Early in the film, Hale tells Burkhart that he has to learn about the Osage before he can integrate with them. “The Osage are a quiet people,” he says, adding that Burkhart may feel the need to run his mouth to fill the silence, but it’s better if he just sits in it. In an early scene between Burkhart and his soon-to-be wife, Mollie says that the rainstorm outside means that they must be quiet for a little while. Burkhart is resistant but Mollie implores him not to speak. And so the two of them just sit, listening to the rain.
“Killers of the Flower Moon” has no desire to fill all of its quiet moments. It is soft spoken, silently devastating. It lulls you into its rhythm, drawing you deeper and deeper into its world, replacing your heart with a pit. The closing scene, which should not be spoiled, is one of the most audacious and revelatory endings I’ve seen in a new movie in years. In its final five minutes, the past three hours are entirely recontextualized, and the very medium in which it has taken place is shaken.
The film is based on a 2017 nonfiction book, “Killers of the Flower Moon: The Osage Murders and the Birth of the FBI.” There are a number of divergences from the book, such as the decentralization of the FBI in the story, but the main change is the shift of perspective. While the book keeps you in suspense as to who is committing the murders, the film makes it immediately obvious. There’s no question that Hale and Burkhart are the ones carrying out these atrocities. The question is not who is doing it, it’s how it happens, and how it is overlooked and ignored. While Hale is perhaps more obviously a villain, much of the film centers around Burkhart's quiet complicity and his slow descent into moral rot. He begins by simply allowing the crimes to happen, but soon becomes an active participant.

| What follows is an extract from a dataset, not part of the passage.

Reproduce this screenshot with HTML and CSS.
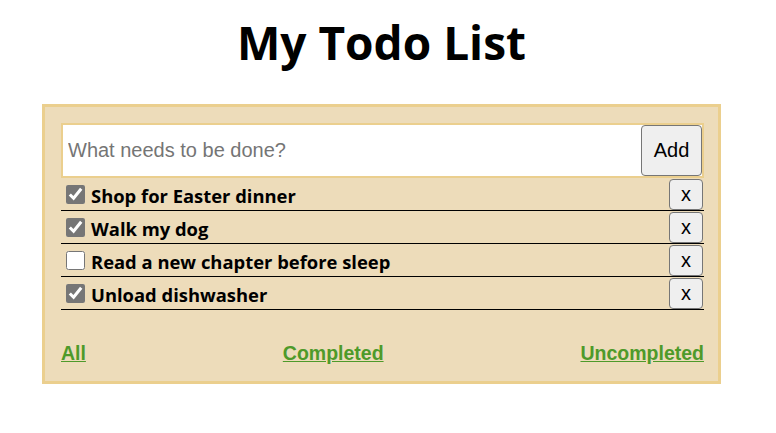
FILE: index.html
```html
<!DOCTYPE html>
<html>
<head>
<meta charset="utf-8">
<link rel="stylesheet" href="styles.css">
</head>
<body>
<div class="page">
  <h1 class="title">My Todo List</h1>
  <div class="box">
    <form class="add-form">
      <input class="add-input" type="text" placeholder="What needs to be done?">
      <button class="add-btn" type="button">Add</button>
    </form>
    <ul class="list">
      <li class="item"><label class="item-label"><input class="check" type="checkbox" checked><span>Shop for Easter dinner</span></label><button class="del" type="button">x</button></li>
      <li class="item"><label class="item-label"><input class="check" type="checkbox" checked><span>Walk my dog</span></label><button class="del" type="button">x</button></li>
      <li class="item"><label class="item-label"><input class="check" type="checkbox"><span>Read a new chapter before sleep</span></label><button class="del" type="button">x</button></li>
      <li class="item"><label class="item-label"><input class="check" type="checkbox" checked><span>Unload dishwasher</span></label><button class="del" type="button">x</button></li>
    </ul>
    <nav class="filters">
      <a class="filter" href="#">All</a>
      <a class="filter" href="#">Completed</a>
      <a class="filter" href="#">Uncompleted</a>
    </nav>
  </div>
</div>
</body>
</html>
```
FILE: styles.css
```css
body {
  margin: 8px;
  background: #fff;
  font-family: "Liberation Sans", Arial, sans-serif;
}
.page {
  width: 747px;
}
.title {
  margin: 2px 0 0;
  text-align: center;
  font-family: "Open Sans", "Noto Sans", sans-serif;
  font-weight: 700;
  font-size: 46px;
  line-height: 64px;
  color: #000;
}
.box {
  width: 643px;
  margin: 30px auto 0;
  padding: 16px 14px 16px 16px;
  background: #eddcba;
  border: 3px solid #ebcf8e;
}
.add-form {
  display: flex;
  align-items: center;
  margin: 0;
  height: 51px;
  border: 2px solid #ebcf8e;
  background: #fff;
}
.add-input {
  flex: 1;
  min-width: 0;
  border: none;
  outline: none;
  padding: 0 0 0 5px;
  height: 100%;
  font-family: "Liberation Sans", Arial, sans-serif;
  font-size: 20px;
  background: #fff;
}
.add-input::placeholder {
  color: #757575;
}
.add-btn {
  width: 61px;
  height: 51px;
  margin: 0;
  font-family: "Liberation Sans", Arial, sans-serif;
  font-size: 20px;
  background: #efefef;
  border: 1px solid #767676;
  border-radius: 4px;
  color: #000;
}
.list {
  list-style: none;
  margin: 0;
  padding: 0;
}
.item {
  display: flex;
  align-items: center;
  justify-content: space-between;
  height: 32px;
  border-bottom: 1px solid #000;
}
.item-label {
  display: flex;
  align-items: center;
  font-family: "Open Sans", "Noto Sans", sans-serif;
  font-weight: 700;
  font-size: 18.4px;
  color: #000;
}
.item-label span {
  position: relative;
  top: 1px;
}
.check {
  width: 19px;
  height: 19px;
  margin: 0 6px 0 5px;
  accent-color: #767676;
}
.del {
  width: 34px;
  height: 31px;
  margin: 0 1px 0 0;
  padding: 0;
  font-family: "Liberation Sans", Arial, sans-serif;
  font-size: 20px;
  background: #efefef;
  border: 1px solid #767676;
  border-radius: 4px;
  color: #000;
}
.filters {
  display: flex;
  justify-content: space-between;
  margin-top: 32px;
}
.filter {
  font-family: "Liberation Sans", Arial, sans-serif;
  font-weight: 700;
  font-size: 19.5px;
  color: #4e9a2a;
}
```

The heart of the film, however, is Mollie. In one of the most powerful performances in recent memory, Mollie only speaks when she has something to say, yet her presence dominates every scene, even the ones she isn’t in. Her dilemma is the film’s most compelling. Her entire family is being slowly murdered in a plot to divert all of their money to her husband and his uncle. The culprit is obvious. She holds an impossible position. Although part of her implicitly knows that her husband, whom she loves and wishes to love her, is behind this, she can’t accept it. Or maybe she can, and she’s so desperate for love and comfort she pretends it isn’t true. Her unrelenting refusal to believe in her husband’s actions almost makes us want to think that he is innocent, even despite everything we know. She feels powerless, doing everything she can to resist but being forced to watch her people die anyway. Her final moments in the film are utterly devastating.
In a recent interview with Deadline, Scorsese, now 80 years old, shared that “the whole world has opened up to [him], but it’s too late. It’s too late.” Unlike “The Irishman,” which felt like a culmination of his previous work, “Killers of the Flower Moon” is entirely new territory for the auteur. Scorsese goes to depths he has never before reached, with an approach unlike anything else he has done.
His films have often been critiqued for glamorizing their characters’ lifestyles. Films like “The Wolf of Wall Street” (2013) have inspired countless to dream of being like its corrupt protagonist despite Scorsese’s clear contempt for Jordan Belfort. In “Killers,” there is no glamor. Even in the greatest moments of Hale and Burkhart’s wealth and success, there is nothing but dread. It’s a cold film. The violence is matter-of-fact. Scorsese never backs away from it but neither does he revel in it. “Killers” is deeply spiritual and meditative. It is slow and dense. The viewer must witness the callous extermination of the Osage Nation, but there is nothing they can do to stop it. The film asks you — would you really oppose this violence or would you too be complicit? Would you resist, or would you accept the money and not ask where it’s coming from? “Killers of the Flower Moon” does not make you aspire to be like one of its protagonists. Instead, it makes you fear that you already are.